--- Available records ---
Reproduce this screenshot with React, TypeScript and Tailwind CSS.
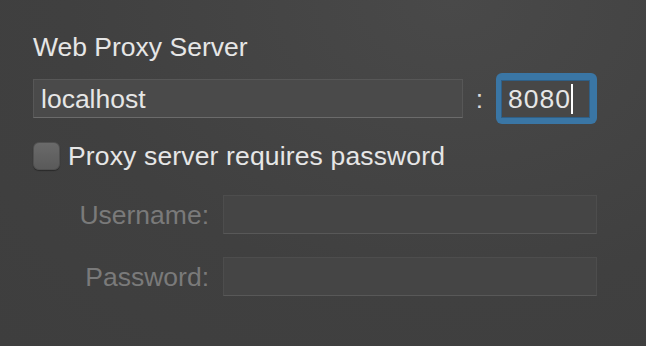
import React, { useState } from 'react';

const font = { fontFamily: '"Liberation Sans", Arial, sans-serif' };

const App: React.FC = () => {
  const [host] = useState('localhost');
  const [port] = useState('8080');
  const [needsPassword, setNeedsPassword] = useState(false);

  return (
    <div
      className="w-[646px] h-[346px] overflow-hidden bg-[radial-gradient(ellipse_at_70%_0%,#494949,#404040_60%,#3e3e3e)] text-[26.5px] leading-[32px] text-[#e6e6e6] pl-[33px] pt-[31px]"
      style={font}
    >
      <div>Web Proxy Server</div>

      {/* host : port */}
      <div className="flex items-center mt-[10px]">
        <div className="w-[430px] h-[39px] bg-[#4a4a4a] border border-[#575757] border-b-[#6b6b6b] pl-[7px] flex items-center">
          {host}
        </div>
        <div className="w-[33px] text-center text-[#dcdcdc]">:</div>
        <div className="rounded-[6px] bg-[#3a76a5] pt-[7px] pb-[6px] pl-[5px] pr-[7px]">
          <div className="w-[89px] h-[38px] bg-[#474747] border border-[#2f5f86] pl-[6px] flex items-center">
            <span className="tracking-[1px]">{port}</span>
            <span className="w-[2px] h-[30px] bg-white" />
          </div>
        </div>
      </div>

      {/* checkbox */}
      <div className="flex items-center mt-[16px]">
        <button
          onClick={() => setNeedsPassword(!needsPassword)}
          className="w-[27px] h-[28px] rounded-[6px] bg-linear-to-b from-[#6a6a6a] to-[#5a5a5a] border border-[#505050] shadow-[0_1px_1px_rgba(0,0,0,0.35)]"
        />
        <span className="ml-[8px] tracking-[0.15px]">Proxy server requires password</span>
      </div>

      {/* credentials */}
      <div className="mt-[23px] flex flex-col gap-[23px]">
        {['Username:', 'Password:'].map(label => (
          <div key={label} className="flex items-center">
            <div className="w-[176px] text-right text-[#7a7a7a]">{label}</div>
            <div className="ml-[14px] w-[374px] h-[39px] bg-[#454545] border border-[#4d4d4d] border-b-[#585858]" />
          </div>
        ))}
      </div>
    </div>
  );
};

export default App;
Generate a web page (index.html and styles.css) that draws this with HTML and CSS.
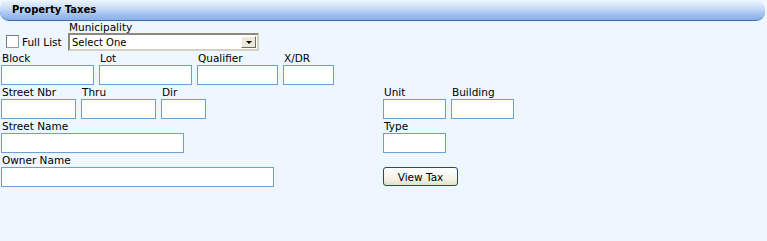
---
Exactly reproduce the entries above, minus the pictures.

→ Exercise result:
Reproduce this screenshot with React, TypeScript and Tailwind CSS.
import React, { useState } from 'react';

const font = { fontFamily: '"Liberation Sans", Arial, sans-serif' };

const App: React.FC = () => {
  const [host] = useState('localhost');
  const [port] = useState('8080');
  const [needsPassword, setNeedsPassword] = useState(false);

  return (
    <div
      className="w-[646px] h-[346px] overflow-hidden bg-[radial-gradient(ellipse_at_70%_0%,#494949,#404040_60%,#3e3e3e)] text-[26.5px] leading-[32px] text-[#e6e6e6] pl-[33px] pt-[31px]"
      style={font}
    >
      <div>Web Proxy Server</div>

      {/* host : port */}
      <div className="flex items-center mt-[10px]">
        <div className="w-[430px] h-[39px] bg-[#4a4a4a] border border-[#575757] border-b-[#6b6b6b] pl-[7px] flex items-center">
          {host}
        </div>
        <div className="w-[33px] text-center text-[#dcdcdc]">:</div>
        <div className="rounded-[6px] bg-[#3a76a5] pt-[7px] pb-[6px] pl-[5px] pr-[7px]">
          <div className="w-[89px] h-[38px] bg-[#474747] border border-[#2f5f86] pl-[6px] flex items-center">
            <span className="tracking-[1px]">{port}</span>
            <span className="w-[2px] h-[30px] bg-white" />
          </div>
        </div>
      </div>

      {/* checkbox */}
      <div className="flex items-center mt-[16px]">
        <button
          onClick={() => setNeedsPassword(!needsPassword)}
          className="w-[27px] h-[28px] rounded-[6px] bg-linear-to-b from-[#6a6a6a] to-[#5a5a5a] border border-[#505050] shadow-[0_1px_1px_rgba(0,0,0,0.35)]"
        />
        <span className="ml-[8px] tracking-[0.15px]">Proxy server requires password</span>
      </div>

      {/* credentials */}
      <div className="mt-[23px] flex flex-col gap-[23px]">
        {['Username:', 'Password:'].map(label => (
          <div key={label} className="flex items-center">
            <div className="w-[176px] text-right text-[#7a7a7a]">{label}</div>
            <div className="ml-[14px] w-[374px] h-[39px] bg-[#454545] border border-[#4d4d4d] border-b-[#585858]" />
          </div>
        ))}
      </div>
    </div>
  );
};

export default App;
Generate a web page (index.html and styles.css) that draws this with HTML and CSS.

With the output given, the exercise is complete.